Select every line below containing the word "screenshot".

— Begin Supplied records —

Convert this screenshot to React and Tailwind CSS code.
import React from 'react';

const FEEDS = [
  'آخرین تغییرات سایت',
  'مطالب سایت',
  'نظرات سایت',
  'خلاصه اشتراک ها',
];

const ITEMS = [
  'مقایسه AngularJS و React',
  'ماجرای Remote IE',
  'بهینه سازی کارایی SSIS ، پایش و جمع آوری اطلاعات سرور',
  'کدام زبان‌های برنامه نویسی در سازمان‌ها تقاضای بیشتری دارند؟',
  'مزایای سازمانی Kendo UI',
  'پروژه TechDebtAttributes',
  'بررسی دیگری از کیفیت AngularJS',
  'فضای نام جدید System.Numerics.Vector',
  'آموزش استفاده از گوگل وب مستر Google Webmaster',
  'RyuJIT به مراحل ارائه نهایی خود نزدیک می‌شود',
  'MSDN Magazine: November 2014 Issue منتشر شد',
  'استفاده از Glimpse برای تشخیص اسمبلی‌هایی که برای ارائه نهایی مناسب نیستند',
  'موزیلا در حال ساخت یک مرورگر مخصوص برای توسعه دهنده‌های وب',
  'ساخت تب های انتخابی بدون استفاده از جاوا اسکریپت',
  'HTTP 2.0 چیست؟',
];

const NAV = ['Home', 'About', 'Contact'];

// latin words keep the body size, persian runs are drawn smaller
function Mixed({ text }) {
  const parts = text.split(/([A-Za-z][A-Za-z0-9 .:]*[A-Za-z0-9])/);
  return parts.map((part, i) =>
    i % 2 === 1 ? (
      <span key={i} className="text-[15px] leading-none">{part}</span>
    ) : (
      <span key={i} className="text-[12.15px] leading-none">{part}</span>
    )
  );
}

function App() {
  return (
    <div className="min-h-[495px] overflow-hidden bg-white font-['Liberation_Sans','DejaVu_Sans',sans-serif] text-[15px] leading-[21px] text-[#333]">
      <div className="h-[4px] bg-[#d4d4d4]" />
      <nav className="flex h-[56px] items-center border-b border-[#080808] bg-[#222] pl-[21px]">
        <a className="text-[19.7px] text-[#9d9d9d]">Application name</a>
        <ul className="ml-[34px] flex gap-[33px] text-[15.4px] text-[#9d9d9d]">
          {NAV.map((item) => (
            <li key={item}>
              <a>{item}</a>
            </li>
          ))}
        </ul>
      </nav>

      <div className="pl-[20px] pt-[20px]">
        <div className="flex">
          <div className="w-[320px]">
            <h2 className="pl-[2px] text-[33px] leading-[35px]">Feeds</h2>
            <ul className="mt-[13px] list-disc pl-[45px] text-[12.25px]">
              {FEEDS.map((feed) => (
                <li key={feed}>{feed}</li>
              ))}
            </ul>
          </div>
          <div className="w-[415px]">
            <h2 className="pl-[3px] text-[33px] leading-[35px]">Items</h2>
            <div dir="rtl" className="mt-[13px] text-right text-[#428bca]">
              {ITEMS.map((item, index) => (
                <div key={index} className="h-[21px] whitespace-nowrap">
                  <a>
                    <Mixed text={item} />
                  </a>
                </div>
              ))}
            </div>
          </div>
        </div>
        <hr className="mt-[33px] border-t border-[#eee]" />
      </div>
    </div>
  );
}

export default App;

— End Supplied records —
— Begin Supplied records —

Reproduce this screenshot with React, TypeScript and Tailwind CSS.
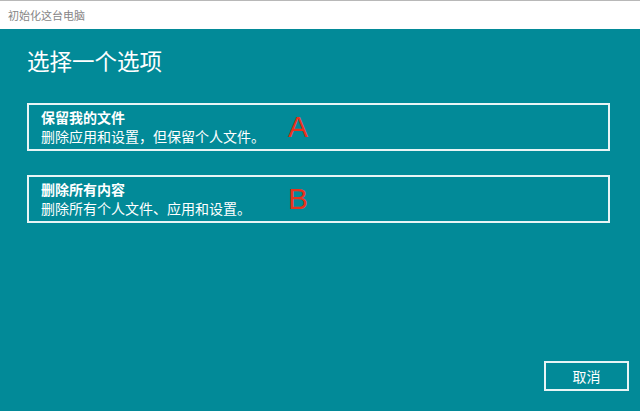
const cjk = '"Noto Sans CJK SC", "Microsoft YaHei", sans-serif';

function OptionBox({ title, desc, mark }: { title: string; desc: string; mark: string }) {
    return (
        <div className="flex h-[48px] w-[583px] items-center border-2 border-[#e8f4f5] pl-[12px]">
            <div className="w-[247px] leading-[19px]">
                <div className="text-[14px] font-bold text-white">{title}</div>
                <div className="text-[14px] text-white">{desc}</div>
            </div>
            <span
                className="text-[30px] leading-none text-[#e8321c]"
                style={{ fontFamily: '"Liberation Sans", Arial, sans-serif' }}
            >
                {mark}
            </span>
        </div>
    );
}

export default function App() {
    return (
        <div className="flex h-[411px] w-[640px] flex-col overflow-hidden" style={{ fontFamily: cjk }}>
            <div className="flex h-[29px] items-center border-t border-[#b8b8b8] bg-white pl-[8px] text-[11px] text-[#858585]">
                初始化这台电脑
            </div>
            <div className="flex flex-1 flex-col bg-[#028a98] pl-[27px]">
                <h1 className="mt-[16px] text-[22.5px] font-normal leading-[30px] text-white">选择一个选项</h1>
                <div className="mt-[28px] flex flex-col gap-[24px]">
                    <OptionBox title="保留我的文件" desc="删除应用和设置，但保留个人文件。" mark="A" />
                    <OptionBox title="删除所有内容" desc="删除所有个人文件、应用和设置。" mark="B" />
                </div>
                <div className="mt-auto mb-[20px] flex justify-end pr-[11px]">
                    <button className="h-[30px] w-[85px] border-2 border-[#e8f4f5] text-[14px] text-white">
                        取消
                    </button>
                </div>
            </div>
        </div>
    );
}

— End Supplied records —

=== Problem solution ===
Convert this screenshot to React and Tailwind CSS code.
Reproduce this screenshot with React, TypeScript and Tailwind CSS.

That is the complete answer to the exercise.